>> START Information shown

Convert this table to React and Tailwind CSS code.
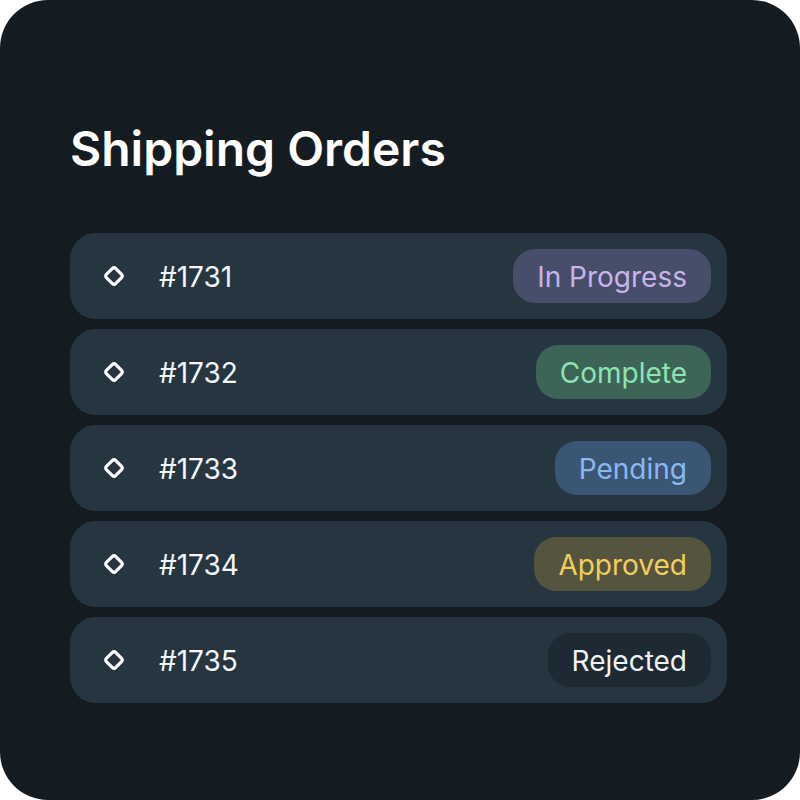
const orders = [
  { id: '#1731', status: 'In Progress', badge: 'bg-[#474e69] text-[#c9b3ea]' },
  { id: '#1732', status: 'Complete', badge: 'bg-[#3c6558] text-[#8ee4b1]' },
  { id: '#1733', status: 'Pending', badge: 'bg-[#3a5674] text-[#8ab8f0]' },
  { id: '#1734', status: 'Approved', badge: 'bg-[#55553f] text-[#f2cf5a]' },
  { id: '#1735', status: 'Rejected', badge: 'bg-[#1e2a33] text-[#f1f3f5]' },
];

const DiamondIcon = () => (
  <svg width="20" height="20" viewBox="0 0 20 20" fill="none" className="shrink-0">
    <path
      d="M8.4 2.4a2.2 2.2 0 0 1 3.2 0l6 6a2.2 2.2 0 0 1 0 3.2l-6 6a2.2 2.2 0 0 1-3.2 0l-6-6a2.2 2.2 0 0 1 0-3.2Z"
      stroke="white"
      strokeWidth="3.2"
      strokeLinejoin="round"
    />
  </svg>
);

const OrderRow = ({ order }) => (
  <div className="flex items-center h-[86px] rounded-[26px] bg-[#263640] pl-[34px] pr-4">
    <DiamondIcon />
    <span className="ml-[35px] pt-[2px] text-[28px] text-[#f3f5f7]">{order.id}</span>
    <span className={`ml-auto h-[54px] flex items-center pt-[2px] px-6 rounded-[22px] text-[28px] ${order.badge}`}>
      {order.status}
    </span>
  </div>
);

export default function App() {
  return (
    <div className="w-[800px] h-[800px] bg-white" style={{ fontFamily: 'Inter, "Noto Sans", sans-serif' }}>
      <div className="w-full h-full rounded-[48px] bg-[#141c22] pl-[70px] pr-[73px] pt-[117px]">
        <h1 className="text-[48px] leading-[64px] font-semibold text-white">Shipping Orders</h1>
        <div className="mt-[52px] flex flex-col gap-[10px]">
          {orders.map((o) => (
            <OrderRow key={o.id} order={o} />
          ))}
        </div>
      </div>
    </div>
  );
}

>> END Information shown

▸ Problem to solve: Except for the pictures, reproduce every line exactly.

▸ Expected output:
Convert this table to React and Tailwind CSS code.
const orders = [
  { id: '#1731', status: 'In Progress', badge: 'bg-[#474e69] text-[#c9b3ea]' },
  { id: '#1732', status: 'Complete', badge: 'bg-[#3c6558] text-[#8ee4b1]' },
  { id: '#1733', status: 'Pending', badge: 'bg-[#3a5674] text-[#8ab8f0]' },
  { id: '#1734', status: 'Approved', badge: 'bg-[#55553f] text-[#f2cf5a]' },
  { id: '#1735', status: 'Rejected', badge: 'bg-[#1e2a33] text-[#f1f3f5]' },
];

const DiamondIcon = () => (
  <svg width="20" height="20" viewBox="0 0 20 20" fill="none" className="shrink-0">
    <path
      d="M8.4 2.4a2.2 2.2 0 0 1 3.2 0l6 6a2.2 2.2 0 0 1 0 3.2l-6 6a2.2 2.2 0 0 1-3.2 0l-6-6a2.2 2.2 0 0 1 0-3.2Z"
      stroke="white"
      strokeWidth="3.2"
      strokeLinejoin="round"
    />
  </svg>
);

const OrderRow = ({ order }) => (
  <div className="flex items-center h-[86px] rounded-[26px] bg-[#263640] pl-[34px] pr-4">
    <DiamondIcon />
    <span className="ml-[35px] pt-[2px] text-[28px] text-[#f3f5f7]">{order.id}</span>
    <span className={`ml-auto h-[54px] flex items-center pt-[2px] px-6 rounded-[22px] text-[28px] ${order.badge}`}>
      {order.status}
    </span>
  </div>
);

export default function App() {
  return (
    <div className="w-[800px] h-[800px] bg-white" style={{ fontFamily: 'Inter, "Noto Sans", sans-serif' }}>
      <div className="w-full h-full rounded-[48px] bg-[#141c22] pl-[70px] pr-[73px] pt-[117px]">
        <h1 className="text-[48px] leading-[64px] font-semibold text-white">Shipping Orders</h1>
        <div className="mt-[52px] flex flex-col gap-[10px]">
          {orders.map((o) => (
            <OrderRow key={o.id} order={o} />
          ))}
        </div>
      </div>
    </div>
  );
}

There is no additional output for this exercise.